High as my frustration was listening to the show, it soared when I went on the Fact Check website to research this piece. There I found a recent article confirming my impression that Repubs are flinging more poo. The authors, including Brooks Jackson, compare ads from the National Republican Campaign Committee and the Democratic Congressional Campaign Committee. They find that NRCC ran more and a higher percentage of negative and that their negative ads were more likely to engage in on personal rather than professional attacks.
- Both political parties are functioning in the 2006 House races as factories for attack ads, but the National Republican Campaign Committee's work stands out this year for the sheer volume of assaults on the personal character of Democratic House challengers.
- What stood out in the NRCC's ads was a pronounced tendency to be petty and personal, and sometimes careless with the facts. We found 29 of the NRCC's ads to be assaults of a personal nature on a candidate's character or private professional dealings, rather than critiques of his or her views or votes while in federal, state or local office. Applying the same screen to the DCCC, we came up with 15 such ads, and several of those were comparative, rather than purely negative.
- Democrats are not innocent when it comes to making false or misleading attacks on personal character . . . [b]ut the pattern of deceptive and unfounded personal allegations contained in this year's NRCC ads is one we judge to be truly remarkable.
Why didn't anyone, least of all Brooks Jackson, say this? Again I think it's false equivalency. Republicans have shouted media bias so long and so loud, everyone with a reporter's notebook is scared of the right side of his shadow.

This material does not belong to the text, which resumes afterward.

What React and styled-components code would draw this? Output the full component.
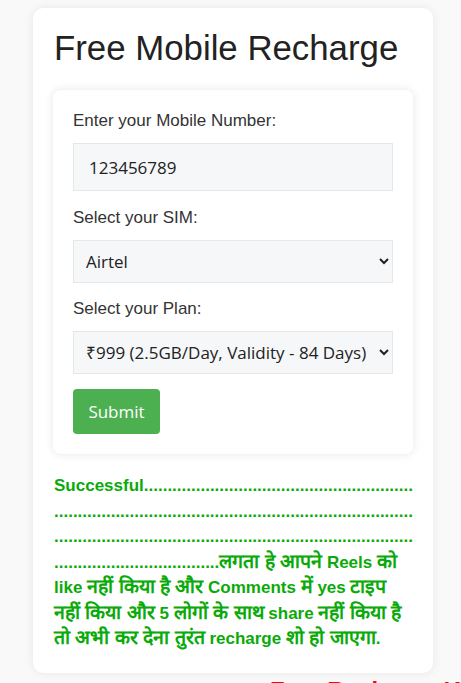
import React, { useState } from "react";
import styled, { createGlobalStyle } from "styled-components";

const GlobalStyle = createGlobalStyle`
  html, body {
    margin: 0;
    padding: 0;
    background-color: #f9f9f9;
    font-family: "Liberation Sans", Arial, sans-serif;
    overflow: hidden;
  }
`;

const plans = [
  "₹999 (2.5GB/Day, Validity - 84 Days)",
  "₹719 (1.5GB/Day, Validity - 84 Days)",
  "₹299 (1.5GB/Day, Validity - 28 Days)",
];

const sims = ["Airtel", "Jio", "Vi", "BSNL"];

const dots = ".".repeat(244);

const lines = [
  "Successful" + dots + "लगता हे आपने Reels को",
  "like नहीं किया है और Comments में yes टाइप",
  "नहीं किया और 5 लोगों के साथ share नहीं किया है",
  "तो अभी कर देना तुरंत recharge शो हो जाएगा.",
];

// Devanagari runs get their own size, Latin stays as is
const renderMixed = (text) =>
  text
    .split(/([\u0900-\u097F]+(?: [\u0900-\u097F]+)*)/)
    .map((part, i) =>
      /[\u0900-\u097F]/.test(part) ? <Hi key={i}>{part}</Hi> : part
    );

function App() {
  const [number, setNumber] = useState("123456789");
  const [sim, setSim] = useState(sims[0]);
  const [plan, setPlan] = useState(plans[0]);

  return (
    <Page>
      <GlobalStyle />
      <Container>
        <Title>Free Mobile Recharge</Title>
        <Form onSubmit={(e) => e.preventDefault()}>
          <Label>Enter your Mobile Number:</Label>
          <Input
            type="text"
            value={number}
            onChange={(e) => setNumber(e.target.value)}
          />
          <Label>Select your SIM:</Label>
          <Select value={sim} onChange={(e) => setSim(e.target.value)}>
            {sims.map((s) => (
              <option key={s}>{s}</option>
            ))}
          </Select>
          <Label>Select your Plan:</Label>
          <Select
            last
            value={plan}
            onChange={(e) => setPlan(e.target.value)}
          >
            {plans.map((p) => (
              <option key={p}>{p}</option>
            ))}
          </Select>
          <Button type="submit">Submit</Button>
        </Form>
        <Message>
          {lines.map((line, i) => (
            <React.Fragment key={i}>
              {i > 0 && <br />}
              {renderMixed(line)}
            </React.Fragment>
          ))}
        </Message>
      </Container>
      <Ticker>Free Recharge Kaise Milega</Ticker>
    </Page>
  );
}

export default App;

const Page = styled.div`
  width: 428px;
  padding: 8px 0 0 33px;
`;

const Container = styled.div`
  box-sizing: border-box;
  width: 400px;
  padding: 20px 20px 21px;
  background-color: #fff;
  border-radius: 10px;
  box-shadow: 0 0 10px rgba(0, 0, 0, 0.08);
`;

const Title = styled.h1`
  margin: 0 0 22px 1px;
  font-size: 34.8px;
  font-weight: 400;
  line-height: 40px;
  color: #222;
`;

const Form = styled.form`
  display: flex;
  flex-direction: column;
  align-items: flex-start;
  padding: 22px 20px 20px;
  background-color: #fff;
  border-radius: 8px;
  box-shadow: 0 0 10px rgba(0, 0, 0, 0.1);
`;

const Label = styled.label`
  display: block;
  margin-bottom: 13px;
  font-size: 17px;
  line-height: 18px;
  color: #333;
`;

const Input = styled.input`
  box-sizing: border-box;
  width: 100%;
  height: 48px;
  margin: 0 0 18px;
  padding: 0 15px;
  border: 1px solid #e6e7e9;
  background-color: #f6f7f9;
  font-family: "Open Sans", sans-serif;
  font-size: 17px;
  color: #222;
  outline: none;
`;

const Select = styled.select`
  box-sizing: border-box;
  width: 100%;
  height: 43px;
  margin: 0 0 ${({ last }) => (last ? "15px" : "17px")};
  padding: 0 8px 0 8px;
  border: 1px solid #e6e7e9;
  border-radius: 0;
  background-color: #f6f7f9;
  font-family: "Open Sans", sans-serif;
  font-size: 17px;
  color: #222;
  outline: none;
`;

const Button = styled.button`
  width: 87px;
  height: 45px;
  padding: 0;
  border: none;
  border-radius: 4px;
  background-color: #4caf50;
  color: #fff;
  font-family: "Open Sans", sans-serif;
  font-size: 17px;
  cursor: pointer;
`;

const Message = styled.div`
  margin: 19px 0 0 1px;
  font-size: 17px;
  font-weight: 700;
  line-height: 25.5px;
  color: #0aaa0a;
  overflow-wrap: anywhere;
`;

const Hi = styled.span`
  font-size: 19.5px;
  line-height: 1;
`;

const Ticker = styled.div`
  margin-top: 4px;
  padding-left: 237px;
  overflow: hidden;
  white-space: nowrap;
  font-size: 24px;
  font-weight: 700;
  color: #ff0000;
`;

The participants in the discussion on CPN wrung their hands over What Is to Be Done. One suggestion, stop stretching to find equivalency. As long as the Republican attack machine can hide behind the “Everybody Does It” excuse, Republicans have no incentive to change tactics. If the media is serious about cleaner campaigning, they need to call out the side most responsible for the filth.
1 comments:
I listened to the show too and kept going for the phone and ended up just emailing. My sentiment:
When you have a president who will tell the biggest damn lie about WMD in Iraq in order to topple Saddam, then everyone beneath comes to believe that it's okay to do the same if the goal is worthwhile.
It's called the ends justifying the means.
Except they don't. (which of course is why I'm voting against Issue 3 (you knew I had to slip that in!)